Torchlight Music Interview

A four-page interview with Runic Games’ Matt Uelmen is up at Gamasutra, during which the video game composer is quizzed about his previous career at Blizzard Entertainment, the contributions he’s made to Torchlight, his musical influences, and more.

How did you approach writing material for Torchlight, which had to clearly reference Diablo without simply rehashing it?

MU: It was a little tricky, just because the games do have so many similarities that it’s hard not to make a lot of the same choices. I really couldn’t judge if I was successful. I’m sure some people found the music way too derivative and referential to Diablo, and other people didn’t feel that way.

But it was really different to just sit down at the piano. I tried to write a relatively strong basic melody first, so hopefully that makes it significantly different. The actual melodic structure is actually a lot more conservative than [Diablo’s] Tristram in some ways. It’s more of a traditional progression and melody.

Similarly, I was speaking to [Runic co-founders] Max and Erich [Schaefer], and they were saying how strange it was to be showing Torchlight at PAX last year, and then across the hall seeing this huge Diablo III banner.

MU: I’m sure it will be great. It will be interesting in the next few years to see how viable single-player is as a genre. That’s the real challenge. I think Torchlight was so successful because we marketed it so cheaply, and we depended on the good will of any potential pirates out there — you know, keeping the DRM on the light side, and trying to make it easy and convenient. That seemed to be relatively vindicated.

But it’s hard to do that with a big game. Blizzard may be one of just two or three companies that can really do a viable single-player game and doesn’t need to monetize it beyond the box.

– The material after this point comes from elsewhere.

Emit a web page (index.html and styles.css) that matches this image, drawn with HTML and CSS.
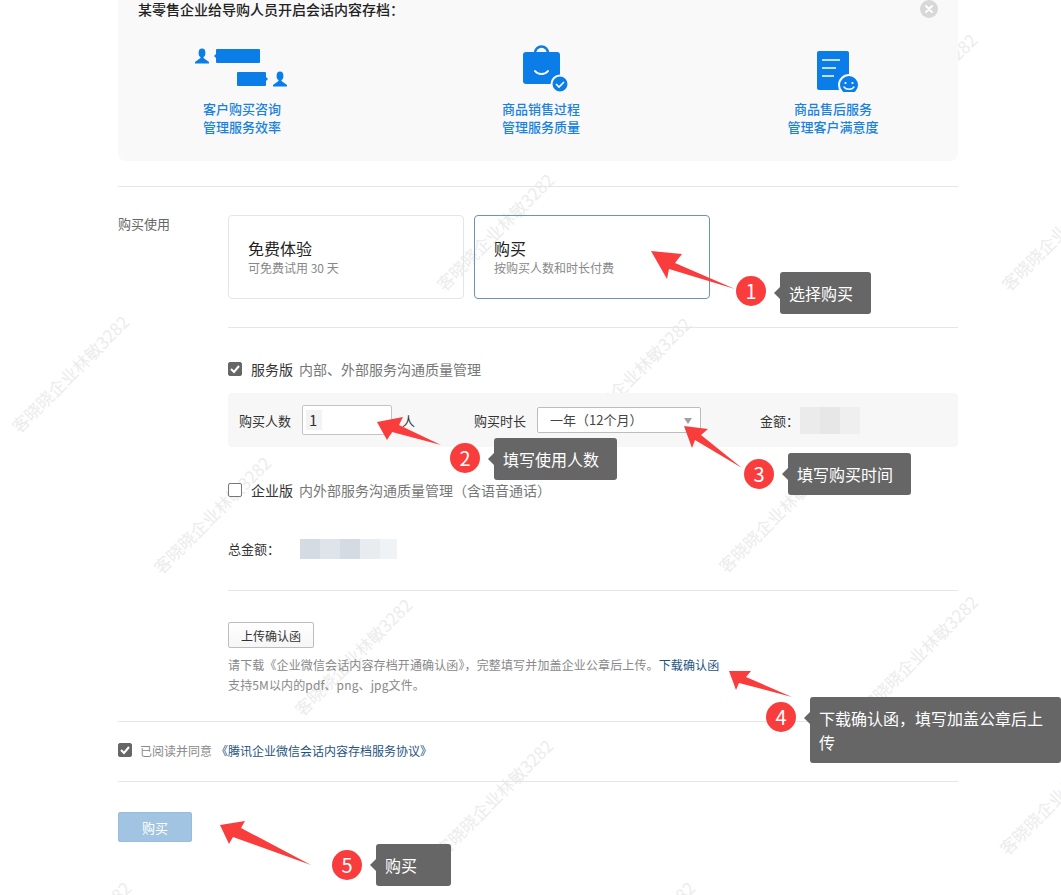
FILE: index.html
```html
<!DOCTYPE html>
<html lang="zh-CN">
<head>
  <meta charset="UTF-8">
  <title>会话内容存档</title>
  <link rel="stylesheet" href="styles.css">
</head>
<body>
  <!-- watermark sits behind the form -->
  <div class="wm-layer">
    <span class="wm wm-1">客晓晓企业林敏3282</span>
    <span class="wm wm-2">客晓晓企业林敏3282</span>
    <span class="wm wm-3">客晓晓企业林敏3282</span>
    <span class="wm wm-4">客晓晓企业林敏3282</span>
    <span class="wm wm-5">客晓晓企业林敏3282</span>
    <span class="wm wm-6">客晓晓企业林敏3282</span>
    <span class="wm wm-7">客晓晓企业林敏3282</span>
    <span class="wm wm-8">客晓晓企业林敏3282</span>
    <span class="wm wm-9">客晓晓企业林敏3282</span>
    <span class="wm wm-10">客晓晓企业林敏3282</span>
    <span class="wm wm-11">客晓晓企业林敏3282</span>
    <span class="wm wm-12">客晓晓企业林敏3282</span>
    <span class="wm wm-13">客晓晓企业林敏3282</span>
  </div>

  <div class="page">
    <div class="intro">
      <div class="intro-title">某零售企业给导购人员开启会话内容存档：</div>
      <span class="intro-close">
        <svg width="10" height="10" viewBox="0 0 10 10"><path d="M2 2l6 6M8 2l-6 6" stroke="#fff" stroke-width="2" stroke-linecap="round"/></svg>
      </span>
      <div class="intro-grid">
        <div class="intro-item">
          <svg class="intro-icon" width="100" height="50" viewBox="0 0 100 50">
            <g fill="#0a7de8">
              <ellipse cx="10" cy="11" rx="3.400" ry="4.400"/>
              <path d="M8.500 14v2L3 20v1.500h14V20l-5.500-4v-2z"/>
              <rect x="24" y="7" width="44" height="14" rx="1"/>
              <path d="M24 12l-2 2 2 2z"/>
              <rect x="45" y="30" width="29" height="14" rx="1"/>
              <path d="M74 35l2 2-2 2z"/>
              <ellipse cx="88" cy="34" rx="3.400" ry="4.400"/>
              <path d="M86.500 37v2L81 43v1.500h14V43l-5.500-4v-2z"/>
            </g>
          </svg>
          <div>客户购买咨询<br>管理服务效率</div>
        </div>
        <div class="intro-item">
          <svg class="intro-icon" width="100" height="50" viewBox="0 0 100 50">
            <path d="M44 11V8a6.500 6.500 0 0 1 13 0v3" transform="translate(0 3)" fill="none" stroke="#0a7de8" stroke-width="2.500"/>
            <rect x="32" y="10" width="37" height="32" rx="3" fill="#0a7de8"/>
            <path d="M44 29c3 4 10 4 13 0" fill="none" stroke="#fff" stroke-width="2" stroke-linecap="round"/>
            <circle cx="69" cy="42" r="8.500" fill="#0a7de8" stroke="#f9f9fa" stroke-width="2"/>
            <path d="M65 42l3 3 5-5" fill="none" stroke="#fff" stroke-width="1.600"/>
          </svg>
          <div>商品销售过程<br>管理服务质量</div>
        </div>
        <div class="intro-item">
          <svg class="intro-icon" width="100" height="50" viewBox="0 0 100 50">
            <rect x="34" y="9" width="32" height="39" rx="2" fill="#0a7de8"/>
            <path d="M39 18h18M39 26h14M39 34h12" stroke="#fff" stroke-width="1.600"/>
            <circle cx="66" cy="43" r="10" fill="#0a7de8" stroke="#f9f9fa" stroke-width="2"/>
            <circle cx="62.500" cy="41" r="1.100" fill="#fff"/>
            <circle cx="69.500" cy="41" r="1.100" fill="#fff"/>
            <path d="M61 45c2 3 8 3 10 0" fill="none" stroke="#fff" stroke-width="1.400" stroke-linecap="round"/>
          </svg>
          <div>商品售后服务<br>管理客户满意度</div>
        </div>
      </div>
    </div>

    <hr class="line line-first">

    <div class="buy">
      <div class="buy-label">购买使用</div>
      <div class="buy-main">
        <div class="cards">
          <div class="card">
            <div class="card-title">免费体验</div>
            <div class="card-sub">可免费试用 30 天</div>
          </div>
          <div class="card card-on">
            <div class="card-title">购买</div>
            <div class="card-sub">按购买人数和时长付费</div>
          </div>
        </div>

        <hr class="line line-cards">

        <div class="plan">
          <span class="check check-on"><svg width="10" height="10" viewBox="0 0 10 10"><path d="M1 5l3 3 5-6" fill="none" stroke="#fff" stroke-width="2"/></svg></span>
          <span class="plan-name">服务版</span>
          <span class="plan-desc">内部、外部服务沟通质量管理</span>
        </div>

        <div class="order">
          <span class="order-people">购买人数</span>
          <span class="num-input"><span class="num-value">1</span></span>
          <span class="order-unit">人</span>
          <span class="order-time">购买时长</span>
          <span class="fake-select">一年（12个月）<i class="select-arrow"></i></span>
          <span class="order-fee">金额：</span>
          <span class="blur blur-fee"><i></i><i></i><i></i></span>
        </div>

        <div class="plan plan-second">
          <span class="check"></span>
          <span class="plan-name">企业版</span>
          <span class="plan-desc">内外部服务沟通质量管理（含语音通话）</span>
        </div>

        <div class="total">
          <span class="total-label">总金额：</span>
          <span class="blur blur-total"><i></i><i></i><i></i><i></i><i></i></span>
        </div>

        <hr class="line line-total">

        <button class="upload-btn">上传确认函</button>
        <p class="hint">请下载《企业微信会话内容存档开通确认函》，完整填写并加盖企业公章后上传。<a class="link">下载确认函</a><br>支持5M以内的pdf、png、jpg文件。</p>
      </div>
    </div>

    <hr class="line line-upload">

    <div class="agree">
      <span class="check check-on"><svg width="10" height="10" viewBox="0 0 10 10"><path d="M1 5l3 3 5-6" fill="none" stroke="#fff" stroke-width="2"/></svg></span>
      <span class="agree-text">已阅读并同意</span>
      <a class="link">《腾讯企业微信会话内容存档服务协议》</a>
    </div>

    <hr class="line line-agree">

    <button class="buy-btn">购买</button>
  </div>

  <!-- tutorial marks drawn on top of the screenshot -->
  <svg class="arrows" width="1061" height="895" viewBox="0 0 1061 895">
    <g fill="#f93d3d">
      <path d="M651 251l31 3-7 9 60 26-66-20-2 10z"/>
      <path d="M377 422l26-5-4 8 42 20-49-13-5 8z"/>
      <path d="M684 426l24 3-7 6 41 33-47-28-3 8z"/>
      <path d="M729 671l22 0-5 6 46 20-53-14-3 7z"/>
      <path d="M220 825l25-4-4 7 70 37-78-28-4 7z"/>
    </g>
  </svg>

  <span class="step step-1">1</span>
  <span class="step step-2">2</span>
  <span class="step step-3">3</span>
  <span class="step step-4">4</span>
  <span class="step step-5">5</span>

  <div class="tip tip-1">选择购买</div>
  <div class="tip tip-2">填写使用人数</div>
  <div class="tip tip-3">填写购买时间</div>
  <div class="tip tip-4">下载确认函，填写加盖公章后上传</div>
  <div class="tip tip-5">购买</div>
</body>
</html>
```

FILE: styles.css
```css
* { box-sizing: border-box; }
html, body { margin: 0; padding: 0; width: 100%; height: 100%; overflow: hidden; background: #fff; }
body { position: relative; font-family: "Noto Sans CJK SC", "Liberation Sans", sans-serif; font-size: 13px; color: #333; }

/* watermark */
.wm-layer { position: absolute; inset: 0; overflow: hidden; }
.wm { position: absolute; white-space: nowrap; font-size: 17px; line-height: 20px; color: #ececec; transform: translate(-50%, -50%) rotate(-45deg); }
.wm-1 { left: 495px; top: 232px; }
.wm-2 { left: 632px; top: 376px; }
.wm-3 { left: 777px; top: 514px; }
.wm-4 { left: 919px; top: 654px; }
.wm-5 { left: 1058px; top: 796px; }
.wm-6 { left: 70px; top: 374px; }
.wm-7 { left: 212px; top: 515px; }
.wm-8 { left: 353px; top: 657px; }
.wm-9 { left: 494px; top: 798px; }
.wm-10 { left: 1060px; top: 232px; }
.wm-11 { left: 918px; top: 92px; }
.wm-12 { left: 636px; top: 940px; }
.wm-13 { left: 72px; top: 940px; }

.page { position: relative; width: 840px; margin-left: 118px; }
.line { height: 1px; margin: 0; border: 0; background: #e6e6e6; }
.line-first { margin-top: 25px; }
.line-cards { margin-top: 28px; }
.line-total { margin-top: 32px; }
.line-upload { margin-top: 26px; }
.line-agree { margin-top: 21px; }

/* intro panel */
.intro { position: relative; height: 161px; background: #f9f9fa; border-radius: 0 0 8px 8px; }
.intro-title { padding-left: 20px; font-size: 14px; font-weight: 500; line-height: 18px; color: #222; }
.intro-close { position: absolute; right: 20px; top: 0; width: 18px; height: 18px; border-radius: 50%; background: #d8d8d8; display: flex; align-items: center; justify-content: center; }
.intro-grid { display: grid; grid-template-columns: 248px 350px 234px; margin-top: 24px; }
.intro-item { text-align: center; font-size: 13px; font-weight: 500; line-height: 18px; color: #1a82dc; }
.intro-icon { display: block; margin: 0 auto 8px; }

/* buy section */
.buy { display: flex; padding-top: 28px; }
.buy-label { width: 110px; flex: none; margin-top: -1px; line-height: 20px; color: #666; }
.buy-main { flex: 1; min-width: 0; }
.cards { display: flex; gap: 10px; }
.card { width: 236px; height: 84px; padding: 21px 19px 0; background: transparent; border: 1px solid #e3e5e8; border-radius: 4px; }
.card-on { border-color: #6a95b4; }
.card-title { font-size: 16px; line-height: 22px; color: #222; }
.card-sub { font-size: 12px; line-height: 18px; color: #888; }

.plan { display: flex; align-items: center; height: 20px; margin-top: 31px; }
.plan-second { margin-top: 33px; }
.plan-name { margin-left: 9px; font-size: 14px; color: #333; }
.plan-desc { margin-left: 6px; font-size: 14px; color: #777; }
.check { display: inline-flex; align-items: center; justify-content: center; width: 14px; height: 14px; flex: none; border: 1px solid #777; border-radius: 2px; background: #fff; }
.check-on { background: #666; border-color: #666; }

.order { display: flex; align-items: center; height: 54px; margin-top: 14px; padding-left: 11px; background: #f7f7f7; border-radius: 4px; }
.order-people { width: 63px; flex: none; }
.num-input { display: flex; align-items: center; width: 90px; height: 30px; padding-left: 3px; flex: none; background: #fff; border: 1px solid #c4c4c4; border-radius: 2px; }
.num-value { width: 16px; padding-left: 3px; font-size: 15px; line-height: 20px; background: #f3f3f3; color: #333; }
.order-unit { width: 82px; padding-left: 10px; flex: none; }
.order-time { width: 63px; flex: none; }
.fake-select { position: relative; width: 164px; height: 26px; padding-left: 12px; flex: none; font-size: 13px; line-height: 24px; background: #fff; border: 1px solid #bdbdbd; border-radius: 2px; color: #444; }
.select-arrow { position: absolute; right: 8px; top: 10px; border: 4px solid transparent; border-top: 6px solid #a0a0a0; border-bottom: 0; }
.order-fee { margin-left: 59px; width: 40px; flex: none; }

.blur { display: flex; }
.blur i { display: block; width: 20px; height: 27px; }
.blur-fee i:nth-child(1) { background: #ebebeb; }
.blur-fee i:nth-child(2) { background: #e7e7e7; }
.blur-fee i:nth-child(3) { background: #efefef; }
.blur-total { margin-top: 2px; }
.blur-total i { height: 20px; }
.blur-total i:nth-child(1) { background: #d5dbe3; }
.blur-total i:nth-child(2) { background: #dfe4ea; }
.blur-total i:nth-child(3) { background: #d5dbe3; }
.blur-total i:nth-child(4) { background: #e8ecf0; }
.blur-total i:nth-child(5) { width: 17px; background: #f0f3f6; }

.total { display: flex; align-items: center; height: 20px; margin-top: 38px; }
.total-label { width: 72px; flex: none; }

.upload-btn { display: block; width: 86px; height: 26px; margin: 31px 0 0; padding: 0; font: inherit; font-size: 12px; color: #333; background: linear-gradient(#fff, #f6f6f6); border: 1px solid #bdbdbd; border-radius: 2px; }
.hint { margin: 7px 0 0; font-size: 12px; letter-spacing: .13px; line-height: 20px; color: #888; }
.link { color: #1d5380; }

.agree { display: flex; align-items: center; height: 20px; margin-top: 18px; font-size: 12px; }
.agree-text { margin-left: 8px; color: #888; }
.agree .link { margin-left: 4px; }

.buy-btn { display: block; width: 74px; height: 30px; margin: 30px 0 0; padding: 0; font: inherit; color: #fff; background: #a0c4e2; border: 1px solid #97bcdc; border-radius: 2px; }

/* tutorial marks */
.arrows { position: absolute; left: 0; top: 0; }
.step { position: absolute; display: flex; align-items: center; justify-content: center; width: 30px; height: 30px; border-radius: 50%; background: #f93d3d; color: #fff; font-size: 20px; line-height: 30px; }
.step-1 { left: 736px; top: 276px; }
.step-2 { left: 450px; top: 443px; }
.step-3 { left: 744px; top: 459px; }
.step-4 { left: 766px; top: 702px; }
.step-5 { left: 332px; top: 850px; }

.tip { position: absolute; padding: 0 9px; font-size: 16px; line-height: 42px; color: #fff; background: #666; border-radius: 3px; }
.tip::before { content: ""; position: absolute; left: -6px; top: 15px; border: 6px solid transparent; border-left: 0; border-right-color: #666; }
.tip-1 { left: 780px; top: 272px; width: 91px; height: 42px; }
.tip-2 { left: 494px; top: 438px; width: 123px; height: 42px; }
.tip-3 { left: 788px; top: 453px; width: 123px; height: 42px; }
.tip-4 { left: 810px; top: 697px; width: 251px; height: 66px; padding-top: 9px; line-height: 24px; }
.tip-5 { left: 376px; top: 844px; width: 75px; height: 42px; }
```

It’s really hard. The more you go from a $5 download to a $50 box, the harder it is for the average player to resist the temptation to grab it from a torrent. That’s the dynamic you have to fight with.

Of course, the math doesn’t always pencil out. If you want to spend $10 million or more developing a game with that level of content, you can’t really have the pricing scheme we had for Torchlight. Torchlight was really only successful in the context of the time and the money that went into it.

It’s a shame. I feel, in a lot of ways, it’s a bit like the Busby Berkeley era — you know, the big MGM musicals that had their day, and those old big bands that used to barnstorm across the country with 20 or 30 pieces.